Characters can be assigned a variety of RPG classes, ranging from simple knights and mages to scientists, chefs, and even cats. Different classes will have different abilities in combat, and different combinations of classes will be pivotal in defeating the dark lord and saving Miitopia.
Where Miitopia really shines, however, is in its efficient and streamlined RPG design. In a world where every RPG is vying to be the most bloated, definitive time-sink, Miitopia stands in sharp contrast. What makes up an RPG has been deconstructed to its very core, and reassembled for convenience and a smooth play experience.
Dungeons are simultaneously sprawling, branching mazes and linear pathways that auto-scroll, boiling down the "adventuring" to simple point and click choices. Battles are fast-paced and tactical, and yet can be mostly fast-forwarded through with minimal intervention, as your team of heroes can make choices to cast spells, use abilities, or heal themselves and allies on their own. Other recovery items that are broken down to a few basic functions are easily accessible from the touch screen, and can be used on the fly at almost any point in battle.
Should you wish to fully explore every nook and cranny of the game, you're always free to. And yet, if you only wish to get the job done, the game can be breezed through with relative ease. The mechanics are surprisingly flexible, and allow whatever level of immersion one might prefer, giving a true sense of "roleplaying". Refreshing, for a genre that's quickly forgetting what it truly means to be an RPG.
Of course, Miitopia's greatest strengths are also its greatest weaknesses. The simple battle mechanics and dungeons that mostly play themselves take a backseat to the "Tomodachi Life" style madness unfolding on screen at any one point. Which ultimately means that the replay value is entirely dependent on how much joy you can squeeze out of forming a party of Hank Hill and his family and having them wage war on the Dark Lord Bill Dauterive.
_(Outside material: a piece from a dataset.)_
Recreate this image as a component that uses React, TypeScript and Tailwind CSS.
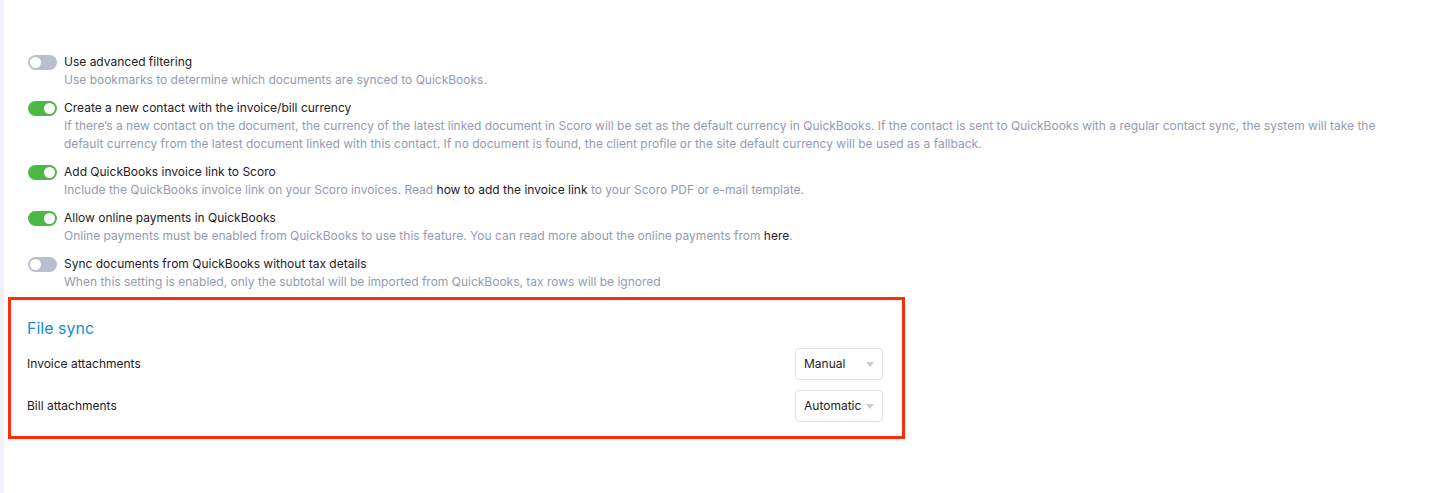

Once you've seen every ketchup bottle, banana, and tearful bonding moment between Guy Fieri and Mr. Clean, there's not much left to really see. When you've seen Hillary Clinton's face plastered to a giant demonic entity, or a "Twerky", which is a really fuckable turkey, all that's really left is the simple RPG mechanics.
There's only so much le random funnyz one can possibly bury in a game, and if you spend a little too much time getting acquainted with the people of Miitopia, you'll start to notice the jokes recycling themselves and the repetitive grind of watching Sasuke put the beat-down on bad guys for you. Once you've hit that point, it's a lot harder for the game to keep your attention.
Would I still give it a perfect score, if I used a scoring system at all? Absolutely. There is nothing more priceless than Timmy's Dad using mad science to destroy a golem with Peter Griffin's face on it.
Maybe you disagree. Maybe you're the type that would rather play some Nazi game, where everything is hyper-realistic and there are no minorities. To you, I say, you're still wrong. Because in Miitopia, you can just make your main character Hitler anyway.
In Miitopia, everyone's fantasies are a reality. You can make the Dark Lord Shia LaBeouf, and have Alex Jones rise up to smite him. Or you could play as Bernie Sanders, and fight the Monopoly Man. There is nothing more inclusive than this game, ever, in the history of video games. An all white cast, and all black cast, a cast of all anime characters. Or just every single role, played by Jack Black.
I can't think of anyone on Earth that could possibly dislike Miitopia. And if there are any, I will personally kill them myself.